- **WHAT YOU ARE ASKED TO DO**: Leave out the pictures and copy everything else below exactly.

------ DATA

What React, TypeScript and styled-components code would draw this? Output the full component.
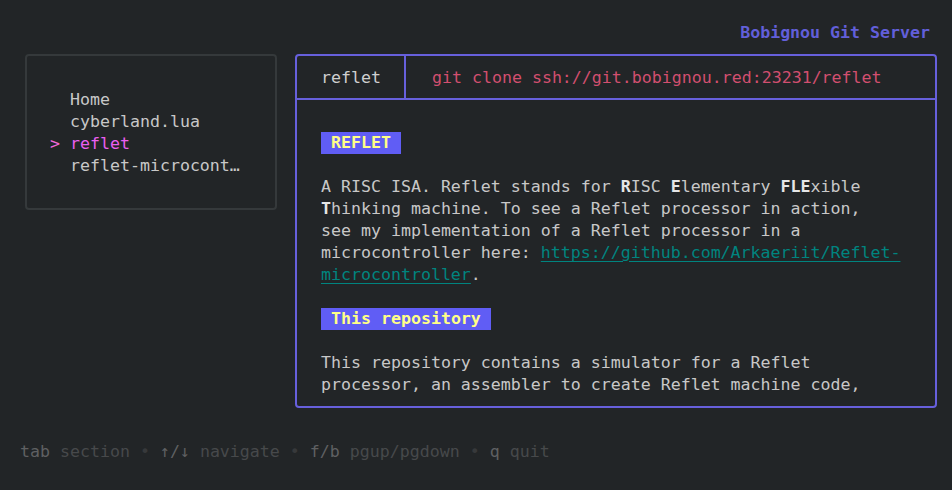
import React from "react";
import styled, { createGlobalStyle } from "styled-components";

const Global = createGlobalStyle`
  html, body { margin: 0; padding: 0; background: #222527; }
  body { font-family: "DejaVu Sans Mono", "Liberation Mono", monospace; font-size: 16.6px; line-height: 22px; color: #c8c8c8; }
`;

const Page = styled.div`
  width: 952px;
  height: 490px;
  background: #222527;
  display: flex;
  flex-direction: column;
  overflow: hidden;
`;

const TopBar = styled.div`
  margin-top: 22px;
  height: 22px;
  flex-shrink: 0;
  display: flex;
  justify-content: flex-end;
  padding-right: 22px;
`;

const Title = styled.span`
  color: #625fd9;
  font-weight: bold;
`;

const Main = styled.div`
  margin-top: 10px;
  flex-shrink: 0;
  display: flex;
  align-items: flex-start;
  gap: 18px;
  padding-left: 25px;
`;

const Sidebar = styled.nav`
  box-sizing: border-box;
  width: 252px;
  height: 156px;
  border: 2px solid #35393b;
  border-radius: 4px;
  padding: 33px 0 0 23px;
  display: flex;
  flex-direction: column;
`;

const Item = styled.div<{ $active?: boolean }>`
  display: flex;
  white-space: pre;
  color: ${(p) => (p.$active ? "#ea5ff0" : "#c8c8c8")};
`;

const Caret = styled.span`
  width: 20px;
  color: #f268d8;
`;

const Panel = styled.section`
  box-sizing: border-box;
  width: 642px;
  height: 354px;
  border: 2px solid #6760dc;
  border-radius: 4px;
  display: flex;
  flex-direction: column;
  overflow: hidden;
`;

const PanelHead = styled.div`
  display: flex;
  flex-shrink: 0;
  height: 44px;
  box-sizing: border-box;
  border-bottom: 2px solid #6760dc;
`;

const RepoName = styled.div`
  box-sizing: border-box;
  width: 109px;
  padding: 11px 0 0 24px;
  border-right: 2px solid #6760dc;
  color: #cfcfcf;
`;

const Clone = styled.div`
  padding: 11px 0 0 26px;
  color: #d24f6f;
  white-space: pre;
`;

const Body = styled.div`
  flex: 1;
  min-height: 0;
  padding: 32px 0 0 24px;
  display: flex;
  flex-direction: column;
  overflow: hidden;
`;

const Heading = styled.div`
  align-self: flex-start;
  flex-shrink: 0;
  background: #605df5;
  color: #ffff87;
  font-weight: bold;
  white-space: pre;
  padding: 0 10px;
  margin-bottom: 22px;
`;

const Para = styled.div`
  flex-shrink: 0;
  margin-bottom: 22px;
  color: #c8c8c8;
`;

const Line = styled.div`
  white-space: pre;
  height: 22px;
`;

const B = styled.b`
  color: #e6e6e6;
`;

const Link = styled.span`
  color: #00847f;
  text-decoration: underline;
  text-underline-offset: 3px;
`;

const Footer = styled.div`
  margin-top: 33px;
  padding-left: 20px;
  display: flex;
  white-space: pre;
`;

const Key = styled.span`
  color: #5f6062;
`;

const Desc = styled.span`
  color: #47494b;
`;

const Dot = styled.span`
  color: #37393b;
`;

const items = ["Home", "cyberland.lua", "reflet", "reflet-microcont…"];

const help: [string, string][] = [
  ["tab", "section"],
  ["↑/↓", "navigate"],
  ["f/b", "pgup/pgdown"],
  ["q", "quit"],
];

export default function App() {
  return (
    <Page>
      <Global />
      <TopBar>
        <Title>Bobignou Git Server</Title>
      </TopBar>
      <Main>
        <Sidebar>
          {items.map((it) => (
            <Item key={it} $active={it === "reflet"}>
              <Caret>{it === "reflet" ? ">" : " "}</Caret>
              {it}
            </Item>
          ))}
        </Sidebar>
        <Panel>
          <PanelHead>
            <RepoName>reflet</RepoName>
            <Clone>git clone ssh://git.bobignou.red:23231/reflet</Clone>
          </PanelHead>
          <Body>
            <Heading>REFLET</Heading>
            <Para>
              <Line>
                A RISC ISA. Reflet stands for <B>R</B>ISC <B>E</B>lementary <B>FLE</B>xible
              </Line>
              <Line>
                <B>T</B>hinking machine. To see a Reflet processor in action,
              </Line>
              <Line>see my implementation of a Reflet processor in a</Line>
              <Line>
                microcontroller here: <Link>https://github.com/Arkaeriit/Reflet-</Link>
              </Line>
              <Line>
                <Link>microcontroller</Link>.
              </Line>
            </Para>
            <Heading>This repository</Heading>
            <Para>
              <Line>This repository contains a simulator for a Reflet</Line>
              <Line>processor, an assembler to create Reflet machine code,</Line>
            </Para>
          </Body>
        </Panel>
      </Main>
      <Footer>
        {help.map(([k, d], i) => (
          <React.Fragment key={k}>
            {i > 0 && <Dot> • </Dot>}
            <Key>{k}</Key>
            <Desc> {d}</Desc>
          </React.Fragment>
        ))}
      </Footer>
    </Page>
  );
}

------------

- **THE RESPONSE**:
What React, TypeScript and styled-components code would draw this? Output the full component.
import React from "react";
import styled, { createGlobalStyle } from "styled-components";

const Global = createGlobalStyle`
  html, body { margin: 0; padding: 0; background: #222527; }
  body { font-family: "DejaVu Sans Mono", "Liberation Mono", monospace; font-size: 16.6px; line-height: 22px; color: #c8c8c8; }
`;

const Page = styled.div`
  width: 952px;
  height: 490px;
  background: #222527;
  display: flex;
  flex-direction: column;
  overflow: hidden;
`;

const TopBar = styled.div`
  margin-top: 22px;
  height: 22px;
  flex-shrink: 0;
  display: flex;
  justify-content: flex-end;
  padding-right: 22px;
`;

const Title = styled.span`
  color: #625fd9;
  font-weight: bold;
`;

const Main = styled.div`
  margin-top: 10px;
  flex-shrink: 0;
  display: flex;
  align-items: flex-start;
  gap: 18px;
  padding-left: 25px;
`;

const Sidebar = styled.nav`
  box-sizing: border-box;
  width: 252px;
  height: 156px;
  border: 2px solid #35393b;
  border-radius: 4px;
  padding: 33px 0 0 23px;
  display: flex;
  flex-direction: column;
`;

const Item = styled.div<{ $active?: boolean }>`
  display: flex;
  white-space: pre;
  color: ${(p) => (p.$active ? "#ea5ff0" : "#c8c8c8")};
`;

const Caret = styled.span`
  width: 20px;
  color: #f268d8;
`;

const Panel = styled.section`
  box-sizing: border-box;
  width: 642px;
  height: 354px;
  border: 2px solid #6760dc;
  border-radius: 4px;
  display: flex;
  flex-direction: column;
  overflow: hidden;
`;

const PanelHead = styled.div`
  display: flex;
  flex-shrink: 0;
  height: 44px;
  box-sizing: border-box;
  border-bottom: 2px solid #6760dc;
`;

const RepoName = styled.div`
  box-sizing: border-box;
  width: 109px;
  padding: 11px 0 0 24px;
  border-right: 2px solid #6760dc;
  color: #cfcfcf;
`;

const Clone = styled.div`
  padding: 11px 0 0 26px;
  color: #d24f6f;
  white-space: pre;
`;

const Body = styled.div`
  flex: 1;
  min-height: 0;
  padding: 32px 0 0 24px;
  display: flex;
  flex-direction: column;
  overflow: hidden;
`;

const Heading = styled.div`
  align-self: flex-start;
  flex-shrink: 0;
  background: #605df5;
  color: #ffff87;
  font-weight: bold;
  white-space: pre;
  padding: 0 10px;
  margin-bottom: 22px;
`;

const Para = styled.div`
  flex-shrink: 0;
  margin-bottom: 22px;
  color: #c8c8c8;
`;

const Line = styled.div`
  white-space: pre;
  height: 22px;
`;

const B = styled.b`
  color: #e6e6e6;
`;

const Link = styled.span`
  color: #00847f;
  text-decoration: underline;
  text-underline-offset: 3px;
`;

const Footer = styled.div`
  margin-top: 33px;
  padding-left: 20px;
  display: flex;
  white-space: pre;
`;

const Key = styled.span`
  color: #5f6062;
`;

const Desc = styled.span`
  color: #47494b;
`;

const Dot = styled.span`
  color: #37393b;
`;

const items = ["Home", "cyberland.lua", "reflet", "reflet-microcont…"];

const help: [string, string][] = [
  ["tab", "section"],
  ["↑/↓", "navigate"],
  ["f/b", "pgup/pgdown"],
  ["q", "quit"],
];

export default function App() {
  return (
    <Page>
      <Global />
      <TopBar>
        <Title>Bobignou Git Server</Title>
      </TopBar>
      <Main>
        <Sidebar>
          {items.map((it) => (
            <Item key={it} $active={it === "reflet"}>
              <Caret>{it === "reflet" ? ">" : " "}</Caret>
              {it}
            </Item>
          ))}
        </Sidebar>
        <Panel>
          <PanelHead>
            <RepoName>reflet</RepoName>
            <Clone>git clone ssh://git.bobignou.red:23231/reflet</Clone>
          </PanelHead>
          <Body>
            <Heading>REFLET</Heading>
            <Para>
              <Line>
                A RISC ISA. Reflet stands for <B>R</B>ISC <B>E</B>lementary <B>FLE</B>xible
              </Line>
              <Line>
                <B>T</B>hinking machine. To see a Reflet processor in action,
              </Line>
              <Line>see my implementation of a Reflet processor in a</Line>
              <Line>
                microcontroller here: <Link>https://github.com/Arkaeriit/Reflet-</Link>
              </Line>
              <Line>
                <Link>microcontroller</Link>.
              </Line>
            </Para>
            <Heading>This repository</Heading>
            <Para>
              <Line>This repository contains a simulator for a Reflet</Line>
              <Line>processor, an assembler to create Reflet machine code,</Line>
            </Para>
          </Body>
        </Panel>
      </Main>
      <Footer>
        {help.map(([k, d], i) => (
          <React.Fragment key={k}>
            {i > 0 && <Dot> • </Dot>}
            <Key>{k}</Key>
            <Desc> {d}</Desc>
          </React.Fragment>
        ))}
      </Footer>
    </Page>
  );
}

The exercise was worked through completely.